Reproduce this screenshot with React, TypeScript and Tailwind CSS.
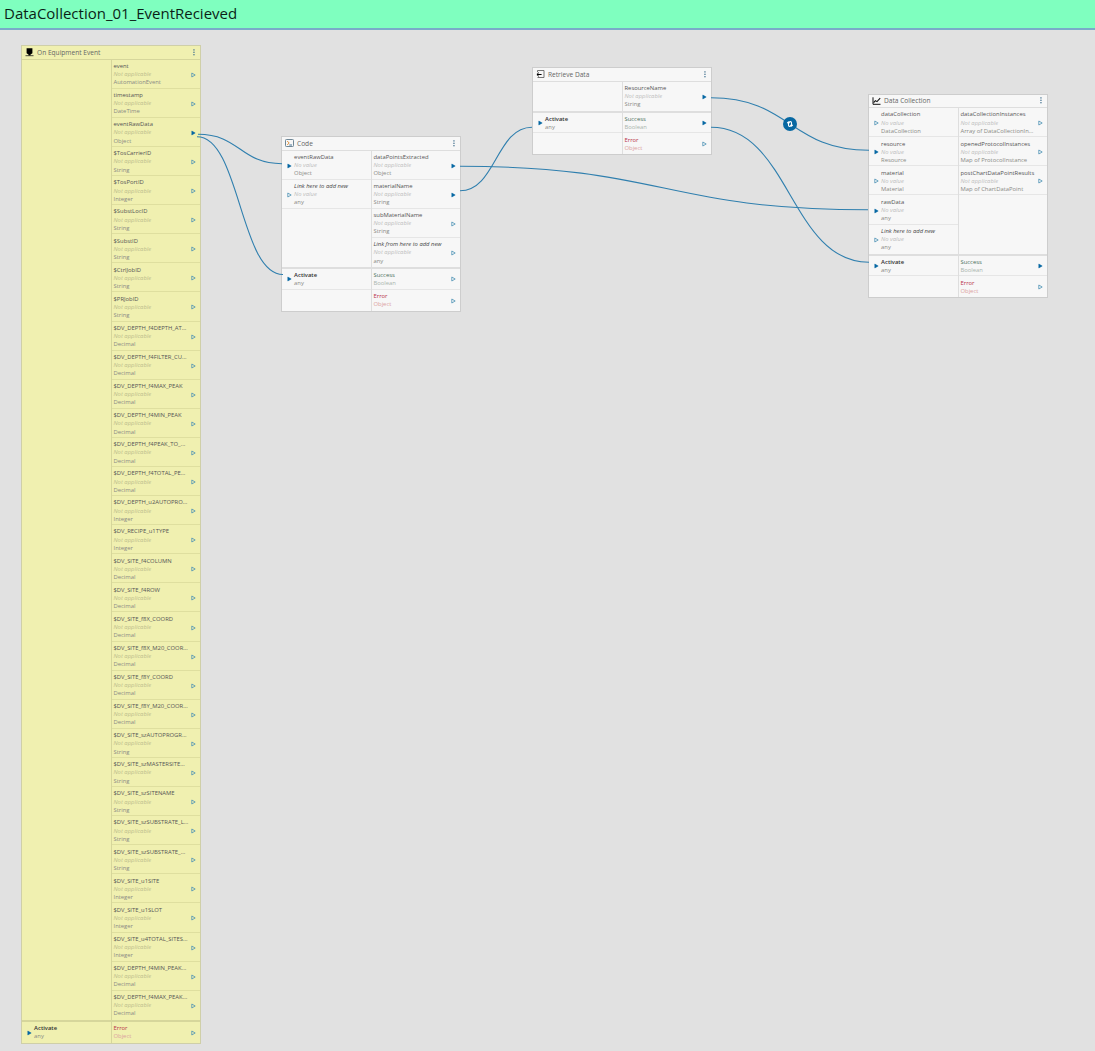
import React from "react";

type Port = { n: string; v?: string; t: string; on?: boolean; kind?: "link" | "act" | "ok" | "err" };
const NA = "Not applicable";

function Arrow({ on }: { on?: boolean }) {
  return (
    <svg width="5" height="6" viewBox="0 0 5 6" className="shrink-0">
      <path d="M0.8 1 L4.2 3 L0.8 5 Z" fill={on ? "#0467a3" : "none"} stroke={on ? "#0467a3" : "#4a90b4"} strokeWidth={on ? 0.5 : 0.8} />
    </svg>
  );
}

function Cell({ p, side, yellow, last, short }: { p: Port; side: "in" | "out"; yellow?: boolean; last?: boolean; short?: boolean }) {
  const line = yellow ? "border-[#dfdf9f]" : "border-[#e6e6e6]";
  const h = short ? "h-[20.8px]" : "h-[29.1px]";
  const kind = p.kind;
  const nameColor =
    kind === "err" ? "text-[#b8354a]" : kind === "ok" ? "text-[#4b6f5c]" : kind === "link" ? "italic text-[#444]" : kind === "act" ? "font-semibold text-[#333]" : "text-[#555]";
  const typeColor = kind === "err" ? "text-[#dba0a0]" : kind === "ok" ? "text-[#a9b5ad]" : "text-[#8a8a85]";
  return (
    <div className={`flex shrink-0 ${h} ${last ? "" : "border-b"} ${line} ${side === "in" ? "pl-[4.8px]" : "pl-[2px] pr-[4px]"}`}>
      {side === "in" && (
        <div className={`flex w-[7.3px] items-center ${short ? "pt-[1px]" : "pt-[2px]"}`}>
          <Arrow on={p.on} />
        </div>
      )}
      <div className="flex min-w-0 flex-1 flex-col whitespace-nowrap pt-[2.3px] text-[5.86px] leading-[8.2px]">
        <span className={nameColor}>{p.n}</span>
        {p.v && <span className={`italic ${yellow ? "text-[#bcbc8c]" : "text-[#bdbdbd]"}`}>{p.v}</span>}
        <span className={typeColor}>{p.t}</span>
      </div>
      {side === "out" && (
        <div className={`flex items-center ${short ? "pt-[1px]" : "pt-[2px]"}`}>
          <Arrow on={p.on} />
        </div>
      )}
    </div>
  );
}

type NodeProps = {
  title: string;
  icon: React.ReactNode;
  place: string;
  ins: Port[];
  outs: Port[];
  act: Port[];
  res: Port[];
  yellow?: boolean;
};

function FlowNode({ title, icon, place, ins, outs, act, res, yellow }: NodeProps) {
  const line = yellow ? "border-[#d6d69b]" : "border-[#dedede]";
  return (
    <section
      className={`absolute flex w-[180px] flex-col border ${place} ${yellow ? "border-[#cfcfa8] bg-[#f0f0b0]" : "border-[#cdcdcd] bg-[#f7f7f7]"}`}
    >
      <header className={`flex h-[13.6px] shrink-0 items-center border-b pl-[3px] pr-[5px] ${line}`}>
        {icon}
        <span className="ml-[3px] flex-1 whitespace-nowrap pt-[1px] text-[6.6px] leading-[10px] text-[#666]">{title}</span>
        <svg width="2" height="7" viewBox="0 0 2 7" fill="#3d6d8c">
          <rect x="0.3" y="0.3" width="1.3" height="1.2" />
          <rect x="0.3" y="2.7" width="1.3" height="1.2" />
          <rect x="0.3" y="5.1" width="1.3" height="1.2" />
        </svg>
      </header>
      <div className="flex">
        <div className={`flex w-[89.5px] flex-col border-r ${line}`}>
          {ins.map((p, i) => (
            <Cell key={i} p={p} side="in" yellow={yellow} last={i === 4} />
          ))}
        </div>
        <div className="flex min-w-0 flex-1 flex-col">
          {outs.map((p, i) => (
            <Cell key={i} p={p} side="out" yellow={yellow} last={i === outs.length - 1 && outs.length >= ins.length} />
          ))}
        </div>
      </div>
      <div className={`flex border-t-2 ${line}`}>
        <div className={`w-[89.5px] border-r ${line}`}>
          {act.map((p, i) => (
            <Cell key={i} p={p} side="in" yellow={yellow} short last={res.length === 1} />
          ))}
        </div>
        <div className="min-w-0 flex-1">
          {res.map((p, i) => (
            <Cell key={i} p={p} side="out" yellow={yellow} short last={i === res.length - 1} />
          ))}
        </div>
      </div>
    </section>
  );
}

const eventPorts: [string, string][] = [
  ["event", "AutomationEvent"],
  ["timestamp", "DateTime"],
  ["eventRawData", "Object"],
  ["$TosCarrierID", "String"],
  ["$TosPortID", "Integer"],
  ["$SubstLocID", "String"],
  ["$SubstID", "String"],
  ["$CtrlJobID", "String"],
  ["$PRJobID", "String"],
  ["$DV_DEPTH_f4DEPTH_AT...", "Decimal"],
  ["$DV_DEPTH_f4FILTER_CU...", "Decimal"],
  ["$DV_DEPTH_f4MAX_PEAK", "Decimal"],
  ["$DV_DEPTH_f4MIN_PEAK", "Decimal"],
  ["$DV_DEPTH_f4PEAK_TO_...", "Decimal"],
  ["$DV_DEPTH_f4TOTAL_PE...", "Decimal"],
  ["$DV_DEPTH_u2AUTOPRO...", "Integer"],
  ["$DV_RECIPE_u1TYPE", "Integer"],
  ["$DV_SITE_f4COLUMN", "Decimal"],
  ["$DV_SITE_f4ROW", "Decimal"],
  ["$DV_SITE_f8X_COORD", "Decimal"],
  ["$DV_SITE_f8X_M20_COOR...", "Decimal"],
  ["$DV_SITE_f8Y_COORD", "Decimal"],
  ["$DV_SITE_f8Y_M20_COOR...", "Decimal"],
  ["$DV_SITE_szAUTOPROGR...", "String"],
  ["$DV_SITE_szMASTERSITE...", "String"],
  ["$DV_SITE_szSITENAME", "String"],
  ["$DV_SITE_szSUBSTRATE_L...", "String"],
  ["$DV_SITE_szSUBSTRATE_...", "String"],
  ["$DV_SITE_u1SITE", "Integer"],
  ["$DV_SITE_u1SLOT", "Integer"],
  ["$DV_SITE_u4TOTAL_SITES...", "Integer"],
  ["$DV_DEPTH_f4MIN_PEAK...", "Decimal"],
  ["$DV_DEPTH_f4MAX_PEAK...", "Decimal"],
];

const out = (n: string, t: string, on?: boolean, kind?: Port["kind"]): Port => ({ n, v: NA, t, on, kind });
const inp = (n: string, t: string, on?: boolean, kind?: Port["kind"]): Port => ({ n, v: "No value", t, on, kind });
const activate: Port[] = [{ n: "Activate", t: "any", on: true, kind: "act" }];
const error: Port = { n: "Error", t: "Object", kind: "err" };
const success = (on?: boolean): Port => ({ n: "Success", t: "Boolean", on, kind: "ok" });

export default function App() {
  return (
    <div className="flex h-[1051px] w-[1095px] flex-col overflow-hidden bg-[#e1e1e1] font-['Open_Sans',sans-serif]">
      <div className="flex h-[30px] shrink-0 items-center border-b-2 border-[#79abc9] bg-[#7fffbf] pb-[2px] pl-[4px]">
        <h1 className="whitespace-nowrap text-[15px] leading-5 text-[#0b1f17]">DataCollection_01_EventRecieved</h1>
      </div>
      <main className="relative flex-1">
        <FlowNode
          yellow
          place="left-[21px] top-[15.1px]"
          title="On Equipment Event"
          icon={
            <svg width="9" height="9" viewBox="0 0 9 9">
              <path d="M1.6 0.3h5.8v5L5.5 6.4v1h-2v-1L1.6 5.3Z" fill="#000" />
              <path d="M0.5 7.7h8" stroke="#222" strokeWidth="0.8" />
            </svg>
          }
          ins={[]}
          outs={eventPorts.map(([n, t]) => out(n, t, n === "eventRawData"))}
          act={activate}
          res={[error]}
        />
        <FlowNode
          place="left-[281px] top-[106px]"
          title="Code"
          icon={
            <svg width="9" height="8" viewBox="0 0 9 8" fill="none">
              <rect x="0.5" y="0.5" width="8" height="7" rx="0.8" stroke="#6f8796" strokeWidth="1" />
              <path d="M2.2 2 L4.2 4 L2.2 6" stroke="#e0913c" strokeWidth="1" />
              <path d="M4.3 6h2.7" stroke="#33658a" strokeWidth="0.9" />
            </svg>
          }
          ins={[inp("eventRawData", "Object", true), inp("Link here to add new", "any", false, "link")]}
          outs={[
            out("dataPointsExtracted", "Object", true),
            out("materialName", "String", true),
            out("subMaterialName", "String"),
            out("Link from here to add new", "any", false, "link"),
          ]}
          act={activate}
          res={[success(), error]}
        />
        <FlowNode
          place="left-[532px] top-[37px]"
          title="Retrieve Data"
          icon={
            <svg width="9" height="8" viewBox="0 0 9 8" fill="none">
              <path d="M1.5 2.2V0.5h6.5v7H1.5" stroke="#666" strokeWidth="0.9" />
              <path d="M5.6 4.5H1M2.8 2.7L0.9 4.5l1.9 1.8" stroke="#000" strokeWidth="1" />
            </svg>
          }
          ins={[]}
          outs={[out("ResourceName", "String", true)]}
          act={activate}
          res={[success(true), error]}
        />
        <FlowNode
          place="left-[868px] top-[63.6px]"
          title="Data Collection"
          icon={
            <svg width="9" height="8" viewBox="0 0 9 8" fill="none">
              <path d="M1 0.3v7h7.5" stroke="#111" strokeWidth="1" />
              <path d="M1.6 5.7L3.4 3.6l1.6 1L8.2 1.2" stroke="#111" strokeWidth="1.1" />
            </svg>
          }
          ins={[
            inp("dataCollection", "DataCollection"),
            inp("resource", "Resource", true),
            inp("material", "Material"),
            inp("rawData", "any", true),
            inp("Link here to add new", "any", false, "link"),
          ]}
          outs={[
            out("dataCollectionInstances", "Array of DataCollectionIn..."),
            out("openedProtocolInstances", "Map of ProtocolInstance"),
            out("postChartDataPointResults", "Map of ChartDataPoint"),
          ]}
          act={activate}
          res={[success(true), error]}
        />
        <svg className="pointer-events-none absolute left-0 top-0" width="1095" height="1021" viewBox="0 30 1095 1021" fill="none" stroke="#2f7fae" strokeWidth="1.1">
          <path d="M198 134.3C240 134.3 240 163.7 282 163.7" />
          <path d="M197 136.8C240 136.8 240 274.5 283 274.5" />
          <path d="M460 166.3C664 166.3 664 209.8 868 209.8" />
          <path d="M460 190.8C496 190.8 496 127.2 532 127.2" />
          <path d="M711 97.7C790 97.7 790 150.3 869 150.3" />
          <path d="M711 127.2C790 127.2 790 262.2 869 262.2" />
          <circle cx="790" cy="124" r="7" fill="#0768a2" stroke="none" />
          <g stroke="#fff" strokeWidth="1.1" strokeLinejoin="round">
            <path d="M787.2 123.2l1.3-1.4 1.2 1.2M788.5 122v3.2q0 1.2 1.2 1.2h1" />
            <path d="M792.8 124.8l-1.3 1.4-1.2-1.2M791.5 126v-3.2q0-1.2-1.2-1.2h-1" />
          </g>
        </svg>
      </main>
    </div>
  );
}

**Task statement:**
Copy every line above that holds the word "React".

**Worked answer:**
Reproduce this screenshot with React, TypeScript and Tailwind CSS.
import React from "react";
  icon: React.ReactNode;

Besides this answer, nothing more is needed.